Aug 2012

BASICally ready to reduce greenhouse gases

International relations

BASICally ready to reduce greenhouse gases

SANews.gov.za

Developing countries have showed their commitment to the global fi against climate change and have presented actions that will be taken to reduce greenhouse gas emissions. According to the ministers dealing with climate change from the BASIC group of countries – Brazil, South Africa, India and China – developing countries are ready to help fight climate change, but developed countries must take the lead.

The ministers met in Sandton, Johannesburg recently for the 11th BASIC Ministerial Meeting on Climate Change, where they implemented the agreement reached at the 10th Ministerial Coordination meeting held in New Delhi, India in March this year.

“The change we are experiencing is the result of emissions that occurred a long time ago and is the responsibility of the industrial countries,” said Ambassador Luiz Figueiredo Machado, under-Secretary for Environment, Energy, Science and Technology of the Ministry of External Relations in Brazil. “We are not responsible for what is going on, but we are ready to help fight the problem.”

The BASIC countries have been playing an increasingly important role in international environmental governance. South Africa has hosted COP17-CMP7, Brazil hosted the Rio+20 Conference, India is expected to host COP10 of the Convention on Biological Diversity in the coming months and China hosted the UNFCCC inter-sessional meeting in Tianjin in 2010 in the run-up to COP16-CMP6 in Cancun.

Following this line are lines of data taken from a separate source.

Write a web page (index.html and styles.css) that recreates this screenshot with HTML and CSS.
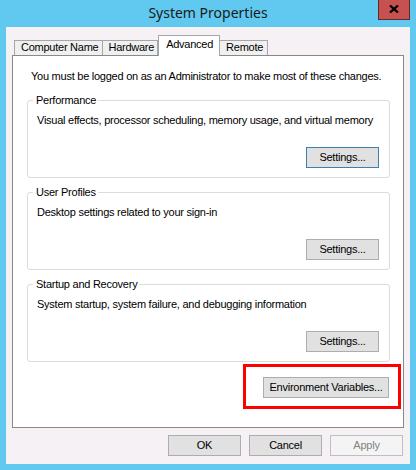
FILE: index.html
```html
<!DOCTYPE html>
<html>
<head>
<meta charset="utf-8">
<link rel="stylesheet" href="styles.css">
</head>
<body>
<div class="frame">
  <div class="titlebar">
    <span></span>
    <span class="title">System Properties</span>
    <span class="close-wrap">
      <span class="close"><svg width="10" height="8" viewBox="0 0 10 8"><path d="M1 0.5 L9 7.5 M9 0.5 L1 7.5" stroke="#000" stroke-width="2.3" fill="none"/></svg></span>
    </span>
  </div>
  <div class="window">
    <div class="tabs">
      <div class="tab">Computer Name</div>
      <div class="tab hw">Hardware</div>
      <div class="tab active">Advanced</div>
      <div class="tab">Remote</div>
    </div>
    <div class="panel">
      <p class="intro">You must be logged on as an Administrator to make most of these changes.</p>
      <fieldset class="group">
        <legend>Performance</legend>
        <p class="desc">Visual effects, processor scheduling, memory usage, and virtual memory</p>
        <div class="row"><button class="btn focus">Settings...</button></div>
      </fieldset>
      <fieldset class="group">
        <legend>User Profiles</legend>
        <p class="desc">Desktop settings related to your sign-in</p>
        <div class="row"><button class="btn">Settings...</button></div>
      </fieldset>
      <fieldset class="group last">
        <legend>Startup and Recovery</legend>
        <p class="desc">System startup, system failure, and debugging information</p>
        <div class="row"><button class="btn">Settings...</button></div>
      </fieldset>
      <div class="env-row">
        <div class="highlight"><button class="btn env">Environment Variables...</button></div>
      </div>
    </div>
    <div class="actions">
      <button class="btn act">OK</button>
      <button class="btn act">Cancel</button>
      <button class="btn act disabled">Apply</button>
    </div>
  </div>
</div>
</body>
</html>
```
FILE: styles.css
```css
* { box-sizing: border-box; }
html, body { margin: 0; padding: 0; }
body {
  background: #61c9ef;
  font-family: "Liberation Sans", Arial, sans-serif;
  font-size: 11px;
  letter-spacing: -0.25px;
  color: #000;
}
.frame {
  width: 416px;
  height: 470px;
  display: flex;
  flex-direction: column;
}
.titlebar {
  height: 27px;
  display: grid;
  grid-template-columns: 1fr auto 1fr;
  align-items: start;
}
.title {
  font-family: "Noto Sans", "Open Sans", sans-serif;
  font-size: 14px;
  letter-spacing: 0;
  line-height: 26px;
  color: #1a1a1a;
}
.close-wrap { display: flex; justify-content: flex-end; padding-right: 6px; }
.close {
  width: 32px;
  height: 20px;
  background: #c75050;
  border: 1px solid #5e2a2a;
  border-top: none;
  display: flex;
  align-items: center;
  justify-content: center;
  padding-bottom: 2px;
}
.window {
  margin: 0 6px;
  height: 437px;
  background: #f5f1f5;
  display: flex;
  flex-direction: column;
}
.tabs {
  display: flex;
  align-items: flex-end;
  padding: 8px 0 0 8px;
  height: 28px;
  position: relative;
  z-index: 1;
}
.tab {
  height: 15px;
  border: 1px solid #a6a6a6;
  border-bottom: none;
  padding: 0 4px 0 6px;
  line-height: 13px;
  background: #f0f0f0;
  white-space: nowrap;
}
.tab.hw { padding: 0 3px 0 5px; }
.tab + .tab { border-left: none; }
.tab.active {
  height: 21px;
  background: #fff;
  border-left: 1px solid #a6a6a6;
  padding: 0 6px 0 7px;
  line-height: 16px;
  margin-bottom: -1px;
  position: relative;
}
.tab.active + .tab { border-left: none; }
.panel {
  margin: 0 6px;
  height: 373px;
  background: #fff;
  border: 1px solid #898989;
  padding: 14px 13px 0 14px;
}
.intro {
  margin: 0 0 11px 4px;
  line-height: 13px;
  height: 13px;
  white-space: nowrap;
}
.group {
  margin: 0 0 8px 0;
  border: 1px solid #dcdcdc;
  border-radius: 3px;
  padding: 0 10px 9px 9px;
  height: 84px;
}
.group.last { margin-top: 1px; }
.group legend {
  margin-left: -4px;
  padding: 0 2px 0 3px;
  line-height: 13px;
}
.desc {
  margin: 7px 0 0 0;
  line-height: 13px;
  height: 13px;
  white-space: nowrap;
}
.row {
  display: flex;
  justify-content: flex-end;
  margin-top: 20px;
}
.btn {
  font-family: inherit;
  font-size: 11px;
  letter-spacing: -0.25px;
  color: #000;
  background: #e1e1e1;
  border: 1px solid #adadad;
  height: 21px;
  width: 73px;
  padding: 0;
  margin: 0;
  line-height: 19px;
}
.btn.focus { border-color: #3c7fb1; }
.env-row {
  display: flex;
  justify-content: flex-end;
  margin: -6px -11px 0 0;
}
.highlight {
  display: flex;
  width: 158px;
  height: 45px;
  border: 3px solid #ff0000;
  padding: 10px 9px 0 17px;
}
.btn.env { width: 126px; flex: none; }
.actions {
  display: flex;
  justify-content: flex-end;
  gap: 8px;
  padding: 7px 7px 0 0;
}
.btn.disabled {
  background: #f4f4f4;
  border-color: #bfbfbf;
  color: #838383;
}
```
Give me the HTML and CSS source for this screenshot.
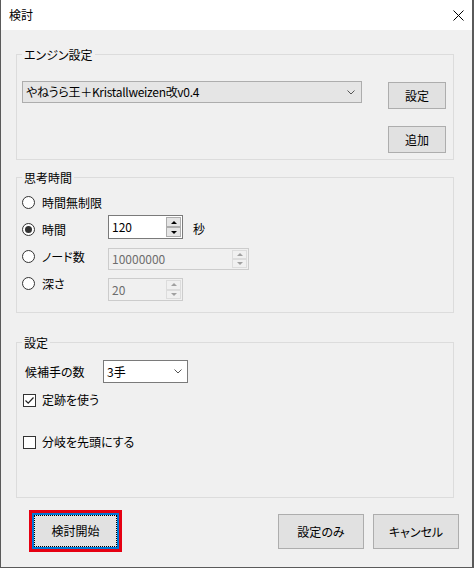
FILE: index.html
```html
<!DOCTYPE html>
<html lang="ja">
<head>
<meta charset="utf-8">
<title>検討</title>
<link rel="stylesheet" href="styles.css">
</head>
<body>
<div class="window">
  <div class="titlebar">
    <span class="title">検討</span>
    <svg class="close" width="11" height="11" viewBox="0 0 11 11"><path d="M0.5 0.5L10.5 10.5M10.5 0.5L0.5 10.5" stroke="#000" stroke-width="1" fill="none"/></svg>
  </div>
  <div class="client">
    <fieldset class="group g-engine">
      <legend>エンジン設定</legend>
      <div class="engine-row">
        <div class="combo combo-ro engine-combo">
          <span class="combo-text">やねうら王＋Kristallweizen改v0.4</span>
          <svg class="chev" width="8" height="5" viewBox="0 0 8 5"><path d="M0.5 0.5L4 4L7.5 0.5" fill="none" stroke="#555" stroke-width="1"/></svg>
        </div>
        <button class="btn btn-side btn-set">設定</button>
      </div>
      <div class="engine-row2">
        <button class="btn btn-side">追加</button>
      </div>
    </fieldset>

    <fieldset class="group g-time">
      <legend>思考時間</legend>
      <div class="time-grid">
        <label class="radio row1"><span class="radio-dot"></span>時間無制限</label>

        <label class="radio row2"><span class="radio-dot checked"></span>時間</label>
        <div class="spin spin-time">
          <span class="spin-text">120</span>
          <span class="spin-btns"><span class="spin-b"><span class="tri-up"></span></span><span class="spin-b"><span class="tri-down"></span></span></span>
        </div>
        <span class="unit">秒</span>

        <label class="radio row3"><span class="radio-dot"></span>ノード数</label>
        <div class="spin spin-node disabled">
          <span class="spin-text">10000000</span>
          <span class="spin-btns"><span class="spin-b"><span class="tri-up"></span></span><span class="spin-b"><span class="tri-down"></span></span></span>
        </div>

        <label class="radio row4"><span class="radio-dot"></span>深さ</label>
        <div class="spin spin-depth disabled">
          <span class="spin-text">20</span>
          <span class="spin-btns"><span class="spin-b"><span class="tri-up"></span></span><span class="spin-b"><span class="tri-down"></span></span></span>
        </div>
      </div>
    </fieldset>

    <fieldset class="group g-set">
      <legend>設定</legend>
      <div class="cand-row">
        <span class="cand-label">候補手の数</span>
        <div class="combo combo-w cand-combo">
          <span class="combo-text">3手</span>
          <svg class="chev" width="8" height="5" viewBox="0 0 8 5"><path d="M0.5 0.5L4 4L7.5 0.5" fill="none" stroke="#555" stroke-width="1"/></svg>
        </div>
      </div>
      <label class="check c1"><span class="check-box"><svg width="11" height="11" viewBox="0 0 11 11"><path d="M1.5 5.5L4.2 8.2L9.5 2.5" fill="none" stroke="#222" stroke-width="1.2"/></svg></span>定跡を使う</label>
      <label class="check c2"><span class="check-box"></span>分岐を先頭にする</label>
    </fieldset>

    <div class="actions">
      <button class="btn btn-main highlight"><span class="focus-rect">検討開始</span></button>
      <button class="btn btn-act btn-only">設定のみ</button>
      <button class="btn btn-act">キャンセル</button>
    </div>
  </div>
</div>
</body>
</html>
```

FILE: styles.css
```css
* {
  box-sizing: border-box;
}

html, body {
  margin: 0;
  padding: 0;
}

body {
  width: 474px;
  height: 568px;
  background: #f0f0f0;
  font-family: "Noto Sans CJK JP", "Noto Sans", sans-serif;
  font-size: 12px;
  font-weight: 400;
  color: #000;
  font-feature-settings: "palt";
}

.window {
  width: 474px;
  height: 568px;
  border-left: 1px solid #5a5a5a;
  border-right: 2px solid #5a5a5a;
  border-bottom: 1px solid #5a5a5a;
  background: #f0f0f0;
  display: flex;
  flex-direction: column;
}

.titlebar {
  height: 30px;
  flex: none;
  background: #fff;
  display: flex;
  align-items: center;
  justify-content: space-between;
  padding: 0 8px 0 8px;
}

.title {
  font-size: 12px;
  line-height: 16px;
}

.close {
  display: block;
}

.client {
  flex: 1;
  display: flex;
  flex-direction: column;
}

.group {
  margin: 0 18px 0 15px;
  border: 1px solid #dcdcdc;
  padding: 0 7px 6px 5px;
  min-width: 0;
}

.group legend {
  padding: 0 2px;
  margin: 0;
  font-size: 12px;
  line-height: 17px;
}

.g-engine {
  margin-top: 16px;
  padding-top: 18px;
  padding-bottom: 6px;
}

.g-time {
  margin-top: 9px;
  padding-top: 3px;
  padding-bottom: 15px;
}

.g-set {
  margin-top: 21px;
  padding-top: 9px;
  padding-bottom: 45px;
}

/* buttons */
button {
  font: inherit;
  color: inherit;
  margin: 0;
  padding: 0;
}

.btn {
  background: #e1e1e1;
  border: 1px solid #adadad;
  display: flex;
  align-items: center;
  justify-content: center;
  line-height: 16px;
}

.btn-side {
  width: 58px;
  height: 27px;
}

/* engine */
.engine-row {
  display: flex;
  align-items: flex-start;
  justify-content: space-between;
}

.btn-set {
  margin-top: 1px;
}

.engine-row2 {
  display: flex;
  justify-content: flex-end;
  margin-top: 17px;
}

.combo {
  display: flex;
  align-items: center;
  justify-content: space-between;
  border: 1px solid #adadad;
}

.combo-text {
  line-height: 16px;
  white-space: nowrap;
}

.combo-ro {
  background: #e5e5e5;
}

.engine-combo {
  width: 340px;
  height: 22px;
  padding: 0 6px 0 3px;
}

.engine-combo .combo-text {
  letter-spacing: -0.3px;
}

.combo-w {
  background: #fff;
  border-color: #7a7a7a;
}

.chev {
  display: block;
  flex: none;
}

/* time grid */
.time-grid {
  display: grid;
  grid-template-columns: 86px 75px 1fr;
  grid-template-rows: repeat(4, 27px);
}

.radio {
  display: flex;
  align-items: center;
  white-space: nowrap;
  grid-column: 1;
  line-height: 16px;
}

.row1 { grid-row: 1; grid-column: 1 / 4; }
.row2 { grid-row: 2; }
.row3 { grid-row: 3; }
.row4 { grid-row: 4; }

.radio-dot {
  width: 13px;
  height: 13px;
  border: 1px solid #333;
  border-radius: 50%;
  background: #fff;
  margin-right: 7px;
  display: flex;
  align-items: center;
  justify-content: center;
  flex: none;
}

.radio-dot.checked::before {
  content: "";
  width: 7px;
  height: 7px;
  border-radius: 50%;
  background: #333;
}

.spin {
  display: flex;
  align-items: stretch;
  border: 1px solid #7a7a7a;
  background: #fff;
  align-self: start;
  justify-self: start;
  grid-column: 2;
}

.spin-text {
  flex: 1;
  padding-left: 3px;
  line-height: 16px;
  display: flex;
  align-items: center;
}

.spin-btns {
  display: flex;
  flex-direction: column;
  width: 16px;
  padding: 1px 1px 1px 0;
}

.spin-b {
  flex: 1;
  border: 1px solid #adadad;
  background: #e5e5e5;
  display: flex;
  align-items: center;
  justify-content: center;
}

.tri-up {
  width: 0;
  height: 0;
  border-left: 3px solid transparent;
  border-right: 3px solid transparent;
  border-bottom: 3px solid #000;
}

.tri-down {
  width: 0;
  height: 0;
  border-left: 3px solid transparent;
  border-right: 3px solid transparent;
  border-top: 3px solid #000;
}

.spin-time {
  grid-row: 2;
  width: 75px;
  height: 24px;
  margin-top: -1px;
}

.unit {
  grid-row: 2;
  grid-column: 3;
  align-self: center;
  margin-left: 10px;
  margin-top: -2px;
  line-height: 16px;
}

.spin-node {
  grid-row: 3;
  grid-column: 2 / 4;
  width: 141px;
  height: 22px;
  margin-top: 5px;
}

.spin-depth {
  grid-row: 4;
  width: 75px;
  height: 23px;
  margin-top: 8px;
}

.spin.disabled {
  border-color: #cccccc;
  background: #f0f0f0;
  color: #6d6d6d;
}

.spin.disabled .spin-b {
  border-color: #dcdcdc;
  background: #f0f0f0;
}

.spin.disabled .tri-up {
  border-bottom-color: #a0a0a0;
}

.spin.disabled .tri-down {
  border-top-color: #a0a0a0;
}

/* settings */
.cand-row {
  display: flex;
  align-items: center;
}

.cand-label {
  width: 78px;
  margin-left: 3px;
  line-height: 16px;
}

.cand-combo {
  width: 85px;
  height: 23px;
  padding: 0 5px 0 3px;
}

.check {
  display: flex;
  align-items: center;
  height: 20px;
  line-height: 16px;
}

.c1 {
  margin-top: 7px;
}

.c2 {
  margin-top: 22px;
}

.check-box {
  width: 13px;
  height: 13px;
  border: 1px solid #333;
  background: #fff;
  margin-left: 1px;
  margin-right: 6px;
  display: flex;
  align-items: center;
  justify-content: center;
  flex: none;
}

.check-box svg {
  display: block;
}

/* actions */
.actions {
  display: flex;
  align-items: flex-start;
  margin-top: 15px;
  padding: 0 13px 0 31px;
}

.btn-main {
  width: 87px;
  height: 36px;
  border: 2px solid #0078d7;
  padding: 0;
  align-items: stretch;
}

.highlight {
  outline: 3px solid #e60012;
  outline-offset: 0;
}

.focus-rect {
  flex: 1;
  border: 1px dotted #000;
  display: flex;
  align-items: center;
  justify-content: center;
}

.btn-act {
  width: 86px;
  height: 35px;
  margin-top: 1px;
}

.btn-only {
  margin-left: auto;
  margin-right: 9px;
}
```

The ministers called for the adoption of a 2nd Commitment Period under the Kyoto Protocol* and its immediate implementation at the beginning of 2013.

South African Minister of Water and Environmental Affairs Edna Molewa noted that Africa was part of the whole world and that there were measures to move on to transition to a green economy.

“We’ve begun implementing alternate energy resources, we’ve committed and are ready going forward.”

 

* The Kyoto Protocol is an international agreement linked to the United Nations Framework Convention on Climate Change, which sets binding targets for 37 industrialised countries and the European community to reduce greenhouse gas emissions. The Protocol was adopted in Kyoto, Japan, on 11 December 1997 and entered into force on 16 February 2005.